→ **Challenge**
Provide an exact copy of the data, excluding the images.
========================================================================
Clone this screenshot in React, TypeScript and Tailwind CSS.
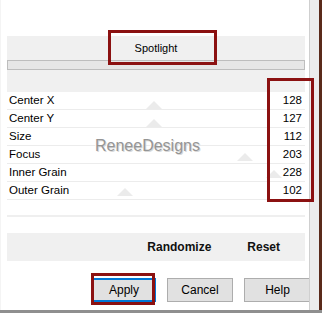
const rows = [
  { label: 'Center X', value: 128 },
  { label: 'Center Y', value: 127 },
  { label: 'Size', value: 112 },
  { label: 'Focus', value: 203 },
  { label: 'Inner Grain', value: 228 },
  { label: 'Outer Grain', value: 102 },
];

// faint slider thumbs left behind in the rows
const marks = [
  { x: 146, y: 101 },
  { x: 146, y: 119 },
  { x: 237, y: 153 },
  { x: 266, y: 170 },
  { x: 117, y: 188 },
];

export default function App() {
  return (
    <div className="relative w-[322px] h-[313px] overflow-hidden bg-white text-black font-['Liberation_Sans',Arial,sans-serif] text-[11px]">
      <div className="flex h-[310px]">
        {/* panel */}
        <div className="flex flex-col w-[309px] pl-[6px] pr-[4px] border-l border-[#f4f4f4]">
          <div className="h-[36px] bg-white" />
          <div className="h-[24px] bg-[#f0f0f0] flex items-center justify-center">
            <span className="pt-[1px]">Spotlight</span>
          </div>
          <div className="h-[10px] bg-[#e6e6e6] border border-[#bdbdbd]" />
          <div className="h-[22px] bg-[#f0f0f0]" />
          {rows.map((r) => (
            <div
              key={r.label}
              className="h-[18px] flex items-center justify-between border-b border-[#ececec] pl-[2px] pr-[3px] leading-none text-[11.5px]"
            >
              <span>{r.label}</span>
              <span>{r.value}</span>
            </div>
          ))}
          <div className="h-[17px] border-b-2 border-[#efefef]" />
          <div className="h-[16px]" />
          <div className="h-[28px] bg-[#f0f0f0] flex items-center justify-end gap-[36px] pr-[25px] text-[12px] font-bold text-[#111]">
            <span>Randomize</span>
            <span>Reset</span>
          </div>
          <div className="flex-1 flex items-end justify-end pb-[8px] gap-[11px] -mr-[6px]">
            <button className="w-[64px] h-[24px] bg-[#e1e1e1] border-2 border-[#0078d7] text-[12px]">
              Apply
            </button>
            <button className="w-[66px] h-[24px] bg-[#e1e1e1] border border-[#adadad] text-[12px]">
              Cancel
            </button>
            <button className="w-[67px] h-[24px] bg-[#e1e1e1] border border-[#adadad] text-[12px]">
              Help
            </button>
          </div>
        </div>
        {/* right edge strip */}
        <div className="w-[1px] bg-[#cfcfcf]" />
        <div className="w-[9px] bg-[#ececec]" />
        <div className="w-[3px] bg-[#5a2a1a]" />
      </div>
      <div className="h-[3px] bg-[#8f8f8f]" />

      {marks.map((m, i) => (
        <svg
          key={i}
          className="absolute"
          style={{ left: m.x, top: m.y }}
          width="16"
          height="8"
          viewBox="0 0 16 8"
        >
          <polygon points="0,8 8,0 16,8" fill="#ebebeb" />
        </svg>
      ))}

      {/* watermark */}
      <div className="absolute left-[95px] top-[134px] text-[16px] text-[#959595] [text-shadow:1px_1px_0_#d8d8d8,-1px_-1px_0_#fff]">
        ReneeDesigns
      </div>

      {/* annotation boxes */}
      <div className="absolute left-[108px] top-[30px] w-[109px] h-[35px] border-[3px] border-[#8b1111]" />
      <div className="absolute left-[267px] top-[78px] w-[47px] h-[124px] border-[3px] border-[#8b1111]" />
      <div className="absolute left-[91px] top-[273px] w-[64px] h-[32px] border-[3px] border-[#8b1111]" />
    </div>
  );
}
========================================================================
→ **Output of the task**
Clone this screenshot in React, TypeScript and Tailwind CSS.
const rows = [
  { label: 'Center X', value: 128 },
  { label: 'Center Y', value: 127 },
  { label: 'Size', value: 112 },
  { label: 'Focus', value: 203 },
  { label: 'Inner Grain', value: 228 },
  { label: 'Outer Grain', value: 102 },
];

// faint slider thumbs left behind in the rows
const marks = [
  { x: 146, y: 101 },
  { x: 146, y: 119 },
  { x: 237, y: 153 },
  { x: 266, y: 170 },
  { x: 117, y: 188 },
];

export default function App() {
  return (
    <div className="relative w-[322px] h-[313px] overflow-hidden bg-white text-black font-['Liberation_Sans',Arial,sans-serif] text-[11px]">
      <div className="flex h-[310px]">
        {/* panel */}
        <div className="flex flex-col w-[309px] pl-[6px] pr-[4px] border-l border-[#f4f4f4]">
          <div className="h-[36px] bg-white" />
          <div className="h-[24px] bg-[#f0f0f0] flex items-center justify-center">
            <span className="pt-[1px]">Spotlight</span>
          </div>
          <div className="h-[10px] bg-[#e6e6e6] border border-[#bdbdbd]" />
          <div className="h-[22px] bg-[#f0f0f0]" />
          {rows.map((r) => (
            <div
              key={r.label}
              className="h-[18px] flex items-center justify-between border-b border-[#ececec] pl-[2px] pr-[3px] leading-none text-[11.5px]"
            >
              <span>{r.label}</span>
              <span>{r.value}</span>
            </div>
          ))}
          <div className="h-[17px] border-b-2 border-[#efefef]" />
          <div className="h-[16px]" />
          <div className="h-[28px] bg-[#f0f0f0] flex items-center justify-end gap-[36px] pr-[25px] text-[12px] font-bold text-[#111]">
            <span>Randomize</span>
            <span>Reset</span>
          </div>
          <div className="flex-1 flex items-end justify-end pb-[8px] gap-[11px] -mr-[6px]">
            <button className="w-[64px] h-[24px] bg-[#e1e1e1] border-2 border-[#0078d7] text-[12px]">
              Apply
            </button>
            <button className="w-[66px] h-[24px] bg-[#e1e1e1] border border-[#adadad] text-[12px]">
              Cancel
            </button>
            <button className="w-[67px] h-[24px] bg-[#e1e1e1] border border-[#adadad] text-[12px]">
              Help
            </button>
          </div>
        </div>
        {/* right edge strip */}
        <div className="w-[1px] bg-[#cfcfcf]" />
        <div className="w-[9px] bg-[#ececec]" />
        <div className="w-[3px] bg-[#5a2a1a]" />
      </div>
      <div className="h-[3px] bg-[#8f8f8f]" />

      {marks.map((m, i) => (
        <svg
          key={i}
          className="absolute"
          style={{ left: m.x, top: m.y }}
          width="16"
          height="8"
          viewBox="0 0 16 8"
        >
          <polygon points="0,8 8,0 16,8" fill="#ebebeb" />
        </svg>
      ))}

      {/* watermark */}
      <div className="absolute left-[95px] top-[134px] text-[16px] text-[#959595] [text-shadow:1px_1px_0_#d8d8d8,-1px_-1px_0_#fff]">
        ReneeDesigns
      </div>

      {/* annotation boxes */}
      <div className="absolute left-[108px] top-[30px] w-[109px] h-[35px] border-[3px] border-[#8b1111]" />
      <div className="absolute left-[267px] top-[78px] w-[47px] h-[124px] border-[3px] border-[#8b1111]" />
      <div className="absolute left-[91px] top-[273px] w-[64px] h-[32px] border-[3px] border-[#8b1111]" />
    </div>
  );
}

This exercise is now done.